THE PROBLEM: Leaving out every picture, retype the lines below from the top through the one that contains "i) => i * 30 - 3);".

SUPPLIED DATA:
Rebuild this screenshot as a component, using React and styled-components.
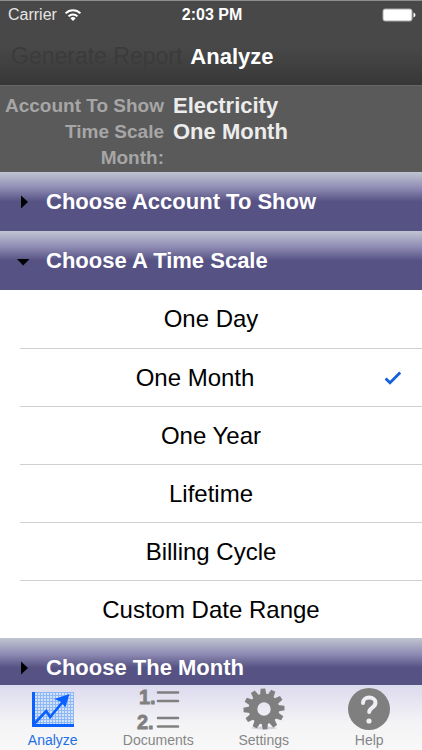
import React, { useState } from "react";
import styled, { createGlobalStyle } from "styled-components";

const scales = ["One Day", "One Month", "One Year", "Lifetime", "Billing Cycle", "Custom Date Range"];

const gearTeeth = Array.from({ length: 12 }, (_, i) => i * 30 - 3);

const WifiIcon = () => (
  <svg width="18" height="14" viewBox="0 0 18 14" fill="none" stroke="#fff" strokeWidth="2">
    <path d="M1.6 5.4a10.4 10.4 0 0 1 14.8 0" />
    <path d="M4.5 8.4a6.3 6.3 0 0 1 9 0" />
    <path d="M9 13 6.3 10.3a3.8 3.8 0 0 1 5.4 0z" fill="#fff" stroke="none" />
  </svg>
);

const BatteryIcon = () => (
  <svg width="34" height="14" viewBox="0 0 34 14">
    <rect x="1" y="1" width="29" height="12" rx="2" fill="#fff" stroke="#a9a9a9" />
    <path d="M31.5 4.6q2 .8 2 2.4t-2 2.4z" fill="#fff" />
  </svg>
);

const CheckIcon = () => (
  <svg width="18" height="14" viewBox="0 0 18 14" fill="none" stroke="#1460dc" strokeWidth="2.8">
    <path d="M1.6 7.4 6 11.8 16.2 1.6" />
  </svg>
);

const ArrowIcon = ({ open }) => (
  <svg width="14" height="14" viewBox="0 0 14 14">
    <path d={open ? "M1 5h12.5L7.2 11.5z" : "M5 .5v13L12 7z"} />
  </svg>
);

const ChartIcon = () => (
  <svg width="42" height="42" viewBox="0 0 42 42">
    <path d="M2 4h40v34H2z" fill="#d2e2fa" />
    <path
      d="M5.5 4v32M8.5 4v32M11.5 4v32M14.5 4v32M17.5 4v32M20.5 4v32M23.5 4v32M26.5 4v32M29.5 4v32M32.5 4v32M35.5 4v32M38.5 4v32M41.5 4v32M2 4.5h40M2 7.5h40M2 10.5h40M2 13.5h40M2 16.5h40M2 19.5h40M2 22.5h40M2 25.5h40M2 28.5h40M2 31.5h40M2 34.5h40"
      stroke="#8db7f5"
      strokeWidth="1"
    />
    <path d="M0 4h3v32h39v3H0z" fill="#0a5fff" />
    <path d="m2 36 12.2-13 4 6L31 13.5" fill="none" stroke="#0a5fff" strokeWidth="2.6" />
    <path d="m37.5 6-4.2 13.5-4.3-5.8-6.7-2.7z" fill="#0a5fff" />
  </svg>
);

const ListIcon = () => (
  <SListSvg width="42" height="42" viewBox="0 0 42 42" fill="#808080" stroke="#808080">
    <text x="2" y="16" strokeWidth="0.8">1.</text>
    <text x="0" y="41" strokeWidth="0.8">2.</text>
    <path d="M21 4.5h20M21 13h20M21 30h20M21 38.5h20" strokeWidth="2.6" strokeLinecap="round" />
  </SListSvg>
);

const GearIcon = () => (
  <svg width="42" height="42" viewBox="0 0 42 42" fill="#7f7f7f">
    <ellipse cx="21" cy="40" rx="13" ry="1.5" fill="#d2d2dc" />
    {gearTeeth.map((angle) => (
      <path key={angle} d="M17.8 7 18.7.5h4.6L24.2 7z" transform={`rotate(${angle} 21 21)`} />
    ))}
    <circle cx="21" cy="21" r="11" fill="none" stroke="#7f7f7f" strokeWidth="8.6" />
  </svg>
);

const HelpIcon = () => (
  <svg width="42" height="42" viewBox="0 0 42 42">
    <circle cx="21" cy="21" r="21" fill="#7f7f7f" />
    <path
      d="M15 15c0-3.6 2.6-5.4 6.2-5.4 3.7 0 6.3 1.9 6.3 5.1 0 5-6.3 4.6-6.3 9.3"
      fill="none"
      stroke="#eeeef4"
      strokeWidth="4"
      strokeLinecap="round"
    />
    <circle cx="21" cy="33" r="2.6" fill="#eeeef4" />
  </svg>
);

const tabs = [
  { name: "Analyze", Icon: ChartIcon },
  { name: "Documents", Icon: ListIcon },
  { name: "Settings", Icon: GearIcon },
  { name: "Help", Icon: HelpIcon },
];

const Section = ({ title, open, onToggle, children }) => (
  <section>
    <SSectionTitle>
      <SSectionButton type="button" aria-expanded={open} onClick={onToggle}>
        <ArrowIcon open={open} />
        {title}
      </SSectionButton>
    </SSectionTitle>
    {open && children}
  </section>
);

export default function App() {
  const [open, setOpen] = useState("scale");
  const [scale, setScale] = useState("One Month");
  const [tab, setTab] = useState("Analyze");

  const toggle = (name) => setOpen(open === name ? "" : name);

  return (
    <>
      <GlobalStyle />
      <SScreen>
        <SHeader>
          <SStatusBar>
            <SCarrier>
              Carrier
              <WifiIcon />
            </SCarrier>
            <STime>2:03 PM</STime>
            <SBattery>
              <BatteryIcon />
            </SBattery>
          </SStatusBar>
          <SNav>
            <SReportButton type="button">Generate Report</SReportButton>
            <STitle>Analyze</STitle>
          </SNav>
        </SHeader>
        <SSummary>
          <dt>Account To Show</dt>
          <dd>Electricity</dd>
          <dt>Time Scale</dt>
          <dd>{scale}</dd>
          <dt>Month:</dt>
          <dd></dd>
        </SSummary>
        <SMain>
          <Section title="Choose Account To Show" open={open === "account"} onToggle={() => toggle("account")} />
          <Section title="Choose A Time Scale" open={open === "scale"} onToggle={() => toggle("scale")}>
            <SOptions>
              {scales.map((name) => (
                <SOption key={name}>
                  <SOptionButton type="button" aria-pressed={name === scale} onClick={() => setScale(name)}>
                    <span>{name}</span>
                    {name === scale && <CheckIcon />}
                  </SOptionButton>
                </SOption>
              ))}
            </SOptions>
          </Section>
          <Section title="Choose The Month" open={open === "month"} onToggle={() => toggle("month")} />
        </SMain>
        <STabBar>
          {tabs.map(({ name, Icon }) => (
            <STab key={name} type="button" $active={name === tab} onClick={() => setTab(name)}>
              <Icon />
              {name}
            </STab>
          ))}
        </STabBar>
      </SScreen>
    </>
  );
}

const GlobalStyle = createGlobalStyle`
  * {
    box-sizing: border-box;
  }
  body {
    margin: 0;
    background: #fff;
    font-family: "Liberation Sans", Arial, sans-serif;
  }
  button {
    margin: 0;
    padding: 0;
    border: 0;
    background: none;
    font: inherit;
    color: inherit;
    cursor: pointer;
  }
  svg {
    display: block;
    flex: none;
  }
`;

const SListSvg = styled.svg`
  overflow: visible;
  font-size: 20px;
  font-weight: 700;
`;

const SScreen = styled.div`
  display: flex;
  flex-direction: column;
  height: 100vh;
`;

const SHeader = styled.header`
  flex: none;
  border-top: 1px solid #8c8e8c;
  background: linear-gradient(#484848 55%, #373737);
  color: #fff;
`;

const SStatusBar = styled.div`
  display: grid;
  grid-template-columns: 1fr auto 1fr;
  align-items: center;
  height: 27px;
  padding: 0 6px 0 8px;
  font-size: 16px;
`;

const SCarrier = styled.div`
  display: flex;
  align-items: center;
  gap: 7px;
  color: #e4e4e4;
`;

const STime = styled.div`
  font-weight: 700;
`;

const SBattery = styled.div`
  justify-self: end;
`;

const SNav = styled.div`
  display: flex;
  align-items: center;
  gap: 8px;
  height: 57px;
  padding: 0 11px;
`;

const SReportButton = styled.button`
  font-size: 23px;
  color: #3b3b3b;
`;

const STitle = styled.h1`
  margin: 0;
  font-size: 22px;
  font-weight: 700;
`;

const SSummary = styled.dl`
  flex: none;
  display: grid;
  grid-template-columns: 164px 1fr;
  grid-auto-rows: 26px;
  column-gap: 9px;
  margin: 0;
  padding: 7px 0 1px;
  border-top: 1px solid #676566;
  background: #5a5a5a;
  font-weight: 700;
  line-height: 26px;
  white-space: nowrap;

  dt {
    text-align: right;
    font-size: 19px;
    color: #a6a6a6;
  }
  dd {
    margin: 0;
    font-size: 22px;
    color: #ececec;
  }
`;

const SMain = styled.main`
  flex: 1;
  min-height: 0;
  overflow-y: auto;
  scrollbar-width: none;
`;

const SSectionTitle = styled.h2`
  margin: 0;
  font-size: 22px;
  font-weight: 700;
`;

const SSectionButton = styled.button`
  display: flex;
  align-items: center;
  gap: 16px;
  width: 100%;
  height: 59px;
  padding: 0 16px;
  background: linear-gradient(#c0c5d1, #8f8bb4 27%, #565283 50%, #565283);
  color: #fff;
`;

const SOptions = styled.ul`
  margin: 0;
  padding: 0;
  list-style: none;
`;

const SOption = styled.li`
  padding-left: 20px;

  & + & button {
    border-top: 1px solid #d0d0d2;
  }
`;

const SOptionButton = styled.button`
  display: flex;
  align-items: center;
  gap: 14px;
  width: 100%;
  height: 58px;
  padding-right: 20px;
  font-size: 24px;
  color: #000;

  span {
    flex: 1;
  }
`;

const STabBar = styled.nav`
  flex: none;
  display: grid;
  grid-template-columns: repeat(4, 1fr);
  height: 65px;
  background: linear-gradient(#dcdaee, #f4f4f6 60%, #f8f8f8);
`;

const STab = styled.button`
  display: flex;
  flex-direction: column;
  align-items: center;
  gap: 2px;
  padding-top: 3px;
  font-size: 14px;
  color: ${(props) => (props.$active ? "#1f6fe5" : "#868686")};
`;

ANSWER TO THIS TASK:
Rebuild this screenshot as a component, using React and styled-components.
import React, { useState } from "react";
import styled, { createGlobalStyle } from "styled-components";

const scales = ["One Day", "One Month", "One Year", "Lifetime", "Billing Cycle", "Custom Date Range"];

const gearTeeth = Array.from({ length: 12 }, (_, i) => i * 30 - 3);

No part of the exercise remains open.